* _Task to carry out_: Leave the pictures out. Return all other data exactly.

----

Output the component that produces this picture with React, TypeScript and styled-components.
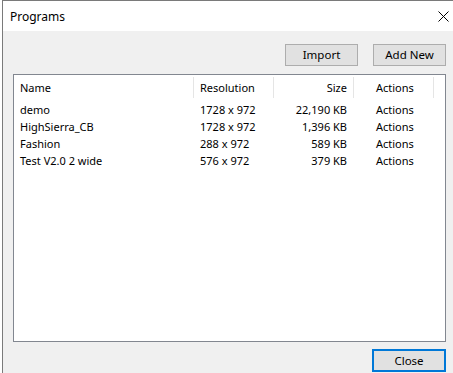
import React from 'react';
import styled, { createGlobalStyle } from 'styled-components';

interface Program {
  name: string;
  resolution: string;
  size: string;
}

const programs: Program[] = [
  { name: 'demo', resolution: '1728 x 972', size: '22,190 KB' },
  { name: 'HighSierra_CB', resolution: '1728 x 972', size: '1,396 KB' },
  { name: 'Fashion', resolution: '288 x 972', size: '589 KB' },
  { name: 'Test V2.0 2 wide', resolution: '576 x 972', size: '379 KB' },
];

const GlobalStyle = createGlobalStyle`
  html, body {
    margin: 0;
    padding: 0;
    background: #ffffff;
  }
  body {
    font-family: "Noto Sans", "Open Sans", sans-serif;
    font-size: 11px;
    color: #000;
  }
`;

const Window = styled.div`
  margin-left: 2px;
  width: 451px;
  height: 372px;
  border-top: 1px solid #7a7a7a;
  border-left: 1px solid #7a7a7a;
  display: flex;
  flex-direction: column;
  overflow: hidden;
`;

const TitleBar = styled.div`
  height: 30px;
  flex: none;
  background: #ffffff;
  display: flex;
  align-items: center;
  justify-content: space-between;
  padding-left: 7px;
  padding-right: 5px;
`;

const Title = styled.div`
  font-size: 12px;
  color: #000;
`;

const CloseGlyph = styled.div`
  width: 12px;
  height: 12px;
  display: flex;
  align-items: center;
  justify-content: center;
`;

const Body = styled.div`
  flex: 1;
  background: #f0f0f0;
  display: flex;
  flex-direction: column;
  padding: 13px 8px 0 10px;
`;

const Toolbar = styled.div`
  display: flex;
  justify-content: flex-end;
  gap: 15px;
  height: 22px;
  margin-bottom: 8px;
`;

const Button = styled.button<{ $default?: boolean }>`
  width: ${({ $default }) => ($default ? '74px' : '73px')};
  height: ${({ $default }) => ($default ? '23px' : '22px')};
  box-sizing: border-box;
  background: #e1e1e1;
  border: ${({ $default }) => ($default ? '2px solid #0078d7' : '1px solid #adadad')};
  border-radius: 0;
  font-family: "Noto Sans", "Open Sans", sans-serif;
  font-size: 11.5px;
  color: #000;
  padding: 0;
  line-height: 1;
`;

const List = styled.div`
  height: 268px;
  box-sizing: border-box;
  background: #ffffff;
  border: 1px solid #828790;
  display: flex;
  flex-direction: column;
`;

const HeaderRow = styled.div`
  display: grid;
  grid-template-columns: 180px 80px 80px 80px;
  height: 26px;
  align-items: stretch;
`;

const HeaderCell = styled.div<{ $align?: 'left' | 'right'; $pad: number }>`
  display: flex;
  align-items: center;
  justify-content: ${({ $align }) => ($align === 'right' ? 'flex-end' : 'flex-start')};
  padding-left: ${({ $align, $pad }) => ($align === 'right' ? 0 : $pad)}px;
  padding-right: ${({ $align, $pad }) => ($align === 'right' ? $pad : 0)}px;
  border-right: 1px solid #e5e5e5;
  margin: 2px 0 3px;
`;

const Row = styled.div`
  display: grid;
  grid-template-columns: 180px 80px 80px 80px;
  height: 17px;
  align-items: center;
`;

const Cell = styled.div<{ $align?: 'left' | 'right'; $pad: number }>`
  text-align: ${({ $align }) => ($align === 'right' ? 'right' : 'left')};
  padding-left: ${({ $align, $pad }) => ($align === 'right' ? 0 : $pad)}px;
  padding-right: ${({ $align, $pad }) => ($align === 'right' ? $pad + 1 : 0)}px;
  white-space: nowrap;
`;

const Footer = styled.div`
  display: flex;
  justify-content: flex-end;
  margin-top: 7px;
`;

const columns = [
  { key: 'name', label: 'Name', pad: 6 },
  { key: 'resolution', label: 'Resolution', pad: 6 },
  { key: 'size', label: 'Size', pad: 6, align: 'right' as const },
  { key: 'actions', label: 'Actions', pad: 22 },
];

const App: React.FC = () => (
  <>
    <GlobalStyle />
    <Window>
      <TitleBar>
        <Title>Programs</Title>
        <CloseGlyph>
          <svg width="11" height="11" viewBox="0 0 11 11">
            <path d="M0.5 0.5 L10.5 10.5 M10.5 0.5 L0.5 10.5" stroke="#000" strokeWidth="1" />
          </svg>
        </CloseGlyph>
      </TitleBar>
      <Body>
        <Toolbar>
          <Button>Import</Button>
          <Button>Add New</Button>
        </Toolbar>
        <List>
          <HeaderRow>
            {columns.map(c => (
              <HeaderCell key={c.key} $pad={c.pad} $align={c.align}>
                {c.label}
              </HeaderCell>
            ))}
          </HeaderRow>
          {programs.map(p => (
            <Row key={p.name}>
              <Cell $pad={6}>{p.name}</Cell>
              <Cell $pad={6}>{p.resolution}</Cell>
              <Cell $pad={6} $align="right">{p.size}</Cell>
              <Cell $pad={22}>Actions</Cell>
            </Row>
          ))}
        </List>
        <Footer>
          <Button $default>Close</Button>
        </Footer>
      </Body>
    </Window>
  </>
);

export default App;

----

* _Correct response_:
Output the component that produces this picture with React, TypeScript and styled-components.
import React from 'react';
import styled, { createGlobalStyle } from 'styled-components';

interface Program {
  name: string;
  resolution: string;
  size: string;
}

const programs: Program[] = [
  { name: 'demo', resolution: '1728 x 972', size: '22,190 KB' },
  { name: 'HighSierra_CB', resolution: '1728 x 972', size: '1,396 KB' },
  { name: 'Fashion', resolution: '288 x 972', size: '589 KB' },
  { name: 'Test V2.0 2 wide', resolution: '576 x 972', size: '379 KB' },
];

const GlobalStyle = createGlobalStyle`
  html, body {
    margin: 0;
    padding: 0;
    background: #ffffff;
  }
  body {
    font-family: "Noto Sans", "Open Sans", sans-serif;
    font-size: 11px;
    color: #000;
  }
`;

const Window = styled.div`
  margin-left: 2px;
  width: 451px;
  height: 372px;
  border-top: 1px solid #7a7a7a;
  border-left: 1px solid #7a7a7a;
  display: flex;
  flex-direction: column;
  overflow: hidden;
`;

const TitleBar = styled.div`
  height: 30px;
  flex: none;
  background: #ffffff;
  display: flex;
  align-items: center;
  justify-content: space-between;
  padding-left: 7px;
  padding-right: 5px;
`;

const Title = styled.div`
  font-size: 12px;
  color: #000;
`;

const CloseGlyph = styled.div`
  width: 12px;
  height: 12px;
  display: flex;
  align-items: center;
  justify-content: center;
`;

const Body = styled.div`
  flex: 1;
  background: #f0f0f0;
  display: flex;
  flex-direction: column;
  padding: 13px 8px 0 10px;
`;

const Toolbar = styled.div`
  display: flex;
  justify-content: flex-end;
  gap: 15px;
  height: 22px;
  margin-bottom: 8px;
`;

const Button = styled.button<{ $default?: boolean }>`
  width: ${({ $default }) => ($default ? '74px' : '73px')};
  height: ${({ $default }) => ($default ? '23px' : '22px')};
  box-sizing: border-box;
  background: #e1e1e1;
  border: ${({ $default }) => ($default ? '2px solid #0078d7' : '1px solid #adadad')};
  border-radius: 0;
  font-family: "Noto Sans", "Open Sans", sans-serif;
  font-size: 11.5px;
  color: #000;
  padding: 0;
  line-height: 1;
`;

const List = styled.div`
  height: 268px;
  box-sizing: border-box;
  background: #ffffff;
  border: 1px solid #828790;
  display: flex;
  flex-direction: column;
`;

const HeaderRow = styled.div`
  display: grid;
  grid-template-columns: 180px 80px 80px 80px;
  height: 26px;
  align-items: stretch;
`;

const HeaderCell = styled.div<{ $align?: 'left' | 'right'; $pad: number }>`
  display: flex;
  align-items: center;
  justify-content: ${({ $align }) => ($align === 'right' ? 'flex-end' : 'flex-start')};
  padding-left: ${({ $align, $pad }) => ($align === 'right' ? 0 : $pad)}px;
  padding-right: ${({ $align, $pad }) => ($align === 'right' ? $pad : 0)}px;
  border-right: 1px solid #e5e5e5;
  margin: 2px 0 3px;
`;

const Row = styled.div`
  display: grid;
  grid-template-columns: 180px 80px 80px 80px;
  height: 17px;
  align-items: center;
`;

const Cell = styled.div<{ $align?: 'left' | 'right'; $pad: number }>`
  text-align: ${({ $align }) => ($align === 'right' ? 'right' : 'left')};
  padding-left: ${({ $align, $pad }) => ($align === 'right' ? 0 : $pad)}px;
  padding-right: ${({ $align, $pad }) => ($align === 'right' ? $pad + 1 : 0)}px;
  white-space: nowrap;
`;

const Footer = styled.div`
  display: flex;
  justify-content: flex-end;
  margin-top: 7px;
`;

const columns = [
  { key: 'name', label: 'Name', pad: 6 },
  { key: 'resolution', label: 'Resolution', pad: 6 },
  { key: 'size', label: 'Size', pad: 6, align: 'right' as const },
  { key: 'actions', label: 'Actions', pad: 22 },
];

const App: React.FC = () => (
  <>
    <GlobalStyle />
    <Window>
      <TitleBar>
        <Title>Programs</Title>
        <CloseGlyph>
          <svg width="11" height="11" viewBox="0 0 11 11">
            <path d="M0.5 0.5 L10.5 10.5 M10.5 0.5 L0.5 10.5" stroke="#000" strokeWidth="1" />
          </svg>
        </CloseGlyph>
      </TitleBar>
      <Body>
        <Toolbar>
          <Button>Import</Button>
          <Button>Add New</Button>
        </Toolbar>
        <List>
          <HeaderRow>
            {columns.map(c => (
              <HeaderCell key={c.key} $pad={c.pad} $align={c.align}>
                {c.label}
              </HeaderCell>
            ))}
          </HeaderRow>
          {programs.map(p => (
            <Row key={p.name}>
              <Cell $pad={6}>{p.name}</Cell>
              <Cell $pad={6}>{p.resolution}</Cell>
              <Cell $pad={6} $align="right">{p.size}</Cell>
              <Cell $pad={22}>Actions</Cell>
            </Row>
          ))}
        </List>
        <Footer>
          <Button $default>Close</Button>
        </Footer>
      </Body>
    </Window>
  </>
);

export default App;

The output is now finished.